### Written exercise
Return precisely the span of lines from the top of the material below to the line containing "const ENTRY = 'h-[23px]", both included. Pictures are excluded.

- - - -

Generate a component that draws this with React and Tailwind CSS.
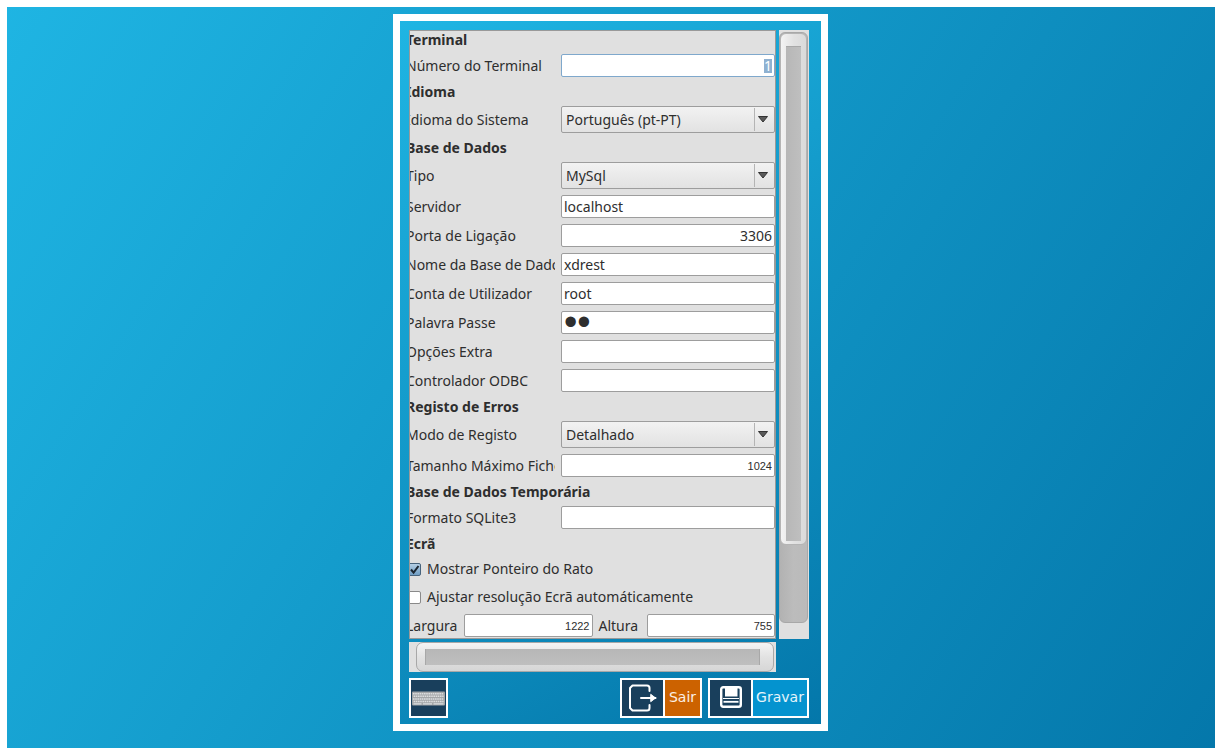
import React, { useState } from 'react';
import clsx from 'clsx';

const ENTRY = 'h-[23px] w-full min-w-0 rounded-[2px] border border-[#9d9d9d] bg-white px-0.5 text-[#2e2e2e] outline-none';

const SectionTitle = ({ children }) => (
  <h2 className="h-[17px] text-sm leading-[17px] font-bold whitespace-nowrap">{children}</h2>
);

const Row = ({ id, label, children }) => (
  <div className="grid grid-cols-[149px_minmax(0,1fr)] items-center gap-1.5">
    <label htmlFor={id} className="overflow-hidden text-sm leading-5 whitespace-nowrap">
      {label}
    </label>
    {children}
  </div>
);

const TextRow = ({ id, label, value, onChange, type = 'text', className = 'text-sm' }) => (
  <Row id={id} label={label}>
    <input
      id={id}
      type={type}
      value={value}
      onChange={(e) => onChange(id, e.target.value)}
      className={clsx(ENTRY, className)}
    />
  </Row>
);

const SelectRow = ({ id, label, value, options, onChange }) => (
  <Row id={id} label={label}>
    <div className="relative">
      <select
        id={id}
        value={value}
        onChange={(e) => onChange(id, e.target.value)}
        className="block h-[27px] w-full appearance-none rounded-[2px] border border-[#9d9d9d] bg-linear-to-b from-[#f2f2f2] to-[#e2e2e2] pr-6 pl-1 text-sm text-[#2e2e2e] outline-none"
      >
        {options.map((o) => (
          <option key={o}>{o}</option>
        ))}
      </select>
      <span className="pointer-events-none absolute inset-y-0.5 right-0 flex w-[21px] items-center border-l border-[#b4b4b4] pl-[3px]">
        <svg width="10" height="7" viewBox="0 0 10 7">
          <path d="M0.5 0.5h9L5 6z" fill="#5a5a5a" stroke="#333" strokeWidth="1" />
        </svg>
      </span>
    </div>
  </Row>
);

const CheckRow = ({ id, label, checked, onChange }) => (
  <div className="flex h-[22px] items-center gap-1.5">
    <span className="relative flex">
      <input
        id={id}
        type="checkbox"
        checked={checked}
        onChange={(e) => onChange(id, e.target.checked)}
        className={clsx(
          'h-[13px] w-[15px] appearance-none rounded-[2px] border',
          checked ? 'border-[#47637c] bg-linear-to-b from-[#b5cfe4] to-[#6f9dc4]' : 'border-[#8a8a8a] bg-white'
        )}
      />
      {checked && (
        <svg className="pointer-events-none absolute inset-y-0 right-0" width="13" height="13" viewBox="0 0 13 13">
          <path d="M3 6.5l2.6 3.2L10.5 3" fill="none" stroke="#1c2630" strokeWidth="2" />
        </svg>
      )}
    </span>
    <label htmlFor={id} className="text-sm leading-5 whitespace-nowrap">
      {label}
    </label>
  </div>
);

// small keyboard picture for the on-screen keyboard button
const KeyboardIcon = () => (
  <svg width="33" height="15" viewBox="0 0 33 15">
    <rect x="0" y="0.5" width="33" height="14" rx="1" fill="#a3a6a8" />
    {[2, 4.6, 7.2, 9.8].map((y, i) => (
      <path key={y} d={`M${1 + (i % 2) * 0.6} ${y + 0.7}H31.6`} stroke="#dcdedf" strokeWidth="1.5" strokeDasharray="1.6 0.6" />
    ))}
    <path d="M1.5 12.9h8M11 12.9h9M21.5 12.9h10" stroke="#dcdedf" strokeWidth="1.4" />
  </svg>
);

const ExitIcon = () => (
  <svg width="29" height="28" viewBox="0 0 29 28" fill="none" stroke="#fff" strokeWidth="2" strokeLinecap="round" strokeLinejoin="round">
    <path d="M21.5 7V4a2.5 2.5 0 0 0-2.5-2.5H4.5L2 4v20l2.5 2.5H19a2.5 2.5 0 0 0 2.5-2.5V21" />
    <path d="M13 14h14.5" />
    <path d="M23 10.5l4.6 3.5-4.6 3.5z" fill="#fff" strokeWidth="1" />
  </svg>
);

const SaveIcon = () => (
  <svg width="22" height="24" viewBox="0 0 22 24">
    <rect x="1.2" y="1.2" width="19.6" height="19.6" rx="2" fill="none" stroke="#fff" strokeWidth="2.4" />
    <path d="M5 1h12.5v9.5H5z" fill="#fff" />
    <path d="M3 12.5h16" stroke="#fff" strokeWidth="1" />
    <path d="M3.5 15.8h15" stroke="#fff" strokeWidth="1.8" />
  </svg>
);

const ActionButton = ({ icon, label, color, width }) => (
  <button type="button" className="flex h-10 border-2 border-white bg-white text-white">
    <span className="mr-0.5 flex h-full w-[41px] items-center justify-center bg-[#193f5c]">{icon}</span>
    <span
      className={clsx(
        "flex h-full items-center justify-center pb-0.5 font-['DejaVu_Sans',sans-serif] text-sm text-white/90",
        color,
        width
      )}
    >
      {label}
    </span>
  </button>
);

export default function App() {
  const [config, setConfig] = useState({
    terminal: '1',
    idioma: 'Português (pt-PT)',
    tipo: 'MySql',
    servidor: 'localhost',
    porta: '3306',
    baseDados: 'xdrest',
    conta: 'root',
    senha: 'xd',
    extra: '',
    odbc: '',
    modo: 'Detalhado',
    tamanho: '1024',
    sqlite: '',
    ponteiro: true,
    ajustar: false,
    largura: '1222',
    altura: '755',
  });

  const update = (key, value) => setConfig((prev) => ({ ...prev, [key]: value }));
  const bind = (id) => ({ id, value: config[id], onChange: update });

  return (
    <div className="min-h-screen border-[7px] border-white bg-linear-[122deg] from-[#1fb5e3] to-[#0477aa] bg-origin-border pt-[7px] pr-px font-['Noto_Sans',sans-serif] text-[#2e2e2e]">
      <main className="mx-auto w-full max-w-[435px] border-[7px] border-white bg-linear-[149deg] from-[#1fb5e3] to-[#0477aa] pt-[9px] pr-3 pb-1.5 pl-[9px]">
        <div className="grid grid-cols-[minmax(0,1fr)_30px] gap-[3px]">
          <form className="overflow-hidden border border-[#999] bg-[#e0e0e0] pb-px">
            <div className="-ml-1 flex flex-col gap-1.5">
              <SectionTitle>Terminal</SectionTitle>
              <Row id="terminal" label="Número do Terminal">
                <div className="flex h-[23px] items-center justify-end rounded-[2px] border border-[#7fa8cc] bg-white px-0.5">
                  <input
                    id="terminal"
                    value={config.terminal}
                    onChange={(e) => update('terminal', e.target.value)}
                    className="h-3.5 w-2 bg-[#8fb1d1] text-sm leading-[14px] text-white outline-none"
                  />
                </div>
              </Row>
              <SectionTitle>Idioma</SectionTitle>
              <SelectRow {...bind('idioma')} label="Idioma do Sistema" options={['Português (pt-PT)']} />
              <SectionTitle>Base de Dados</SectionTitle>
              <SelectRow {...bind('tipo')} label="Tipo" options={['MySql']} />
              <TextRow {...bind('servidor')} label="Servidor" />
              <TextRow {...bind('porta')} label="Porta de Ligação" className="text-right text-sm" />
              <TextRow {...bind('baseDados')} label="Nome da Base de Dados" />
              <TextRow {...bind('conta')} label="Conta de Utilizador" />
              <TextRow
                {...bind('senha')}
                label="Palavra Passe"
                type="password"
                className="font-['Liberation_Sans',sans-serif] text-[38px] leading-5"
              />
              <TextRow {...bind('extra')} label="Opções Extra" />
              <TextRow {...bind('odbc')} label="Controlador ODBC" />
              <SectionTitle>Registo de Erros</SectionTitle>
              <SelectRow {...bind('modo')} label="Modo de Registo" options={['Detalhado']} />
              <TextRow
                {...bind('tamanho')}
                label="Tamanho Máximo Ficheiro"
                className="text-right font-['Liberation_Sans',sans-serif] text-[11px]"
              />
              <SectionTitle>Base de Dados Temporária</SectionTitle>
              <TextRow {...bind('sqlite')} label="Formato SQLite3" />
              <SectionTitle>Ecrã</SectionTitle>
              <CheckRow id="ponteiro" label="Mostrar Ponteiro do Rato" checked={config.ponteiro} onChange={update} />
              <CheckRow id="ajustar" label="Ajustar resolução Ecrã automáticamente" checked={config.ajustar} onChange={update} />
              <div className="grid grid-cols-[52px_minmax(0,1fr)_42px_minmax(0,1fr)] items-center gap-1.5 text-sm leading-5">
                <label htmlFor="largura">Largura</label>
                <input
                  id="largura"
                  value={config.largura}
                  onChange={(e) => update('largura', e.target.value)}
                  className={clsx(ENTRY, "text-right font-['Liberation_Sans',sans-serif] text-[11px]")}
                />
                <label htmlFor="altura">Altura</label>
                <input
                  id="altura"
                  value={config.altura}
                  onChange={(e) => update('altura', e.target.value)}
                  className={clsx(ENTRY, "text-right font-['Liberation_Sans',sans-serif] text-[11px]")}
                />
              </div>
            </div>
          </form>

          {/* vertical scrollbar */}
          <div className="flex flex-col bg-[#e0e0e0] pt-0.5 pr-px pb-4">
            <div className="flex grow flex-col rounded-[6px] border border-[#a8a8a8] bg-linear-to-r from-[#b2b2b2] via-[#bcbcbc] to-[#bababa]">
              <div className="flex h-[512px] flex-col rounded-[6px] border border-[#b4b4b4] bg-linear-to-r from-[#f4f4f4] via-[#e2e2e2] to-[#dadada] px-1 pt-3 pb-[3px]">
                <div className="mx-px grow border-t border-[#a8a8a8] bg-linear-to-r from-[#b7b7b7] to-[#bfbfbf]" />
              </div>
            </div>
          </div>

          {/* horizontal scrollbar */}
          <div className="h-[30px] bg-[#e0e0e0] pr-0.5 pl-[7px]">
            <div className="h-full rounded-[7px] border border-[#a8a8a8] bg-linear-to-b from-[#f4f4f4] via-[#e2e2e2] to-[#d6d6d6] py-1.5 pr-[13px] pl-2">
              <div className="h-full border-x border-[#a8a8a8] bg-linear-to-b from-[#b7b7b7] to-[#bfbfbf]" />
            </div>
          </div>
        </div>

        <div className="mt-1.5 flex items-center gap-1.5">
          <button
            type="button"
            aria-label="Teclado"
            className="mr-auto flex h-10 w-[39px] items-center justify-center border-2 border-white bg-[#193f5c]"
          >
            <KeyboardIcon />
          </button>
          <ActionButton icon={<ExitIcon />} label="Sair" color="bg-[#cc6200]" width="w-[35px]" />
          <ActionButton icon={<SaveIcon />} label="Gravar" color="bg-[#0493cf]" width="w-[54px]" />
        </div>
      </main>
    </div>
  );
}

- - - -

### Full output
Generate a component that draws this with React and Tailwind CSS.
import React, { useState } from 'react';
import clsx from 'clsx';

const ENTRY = 'h-[23px] w-full min-w-0 rounded-[2px] border border-[#9d9d9d] bg-white px-0.5 text-[#2e2e2e] outline-none';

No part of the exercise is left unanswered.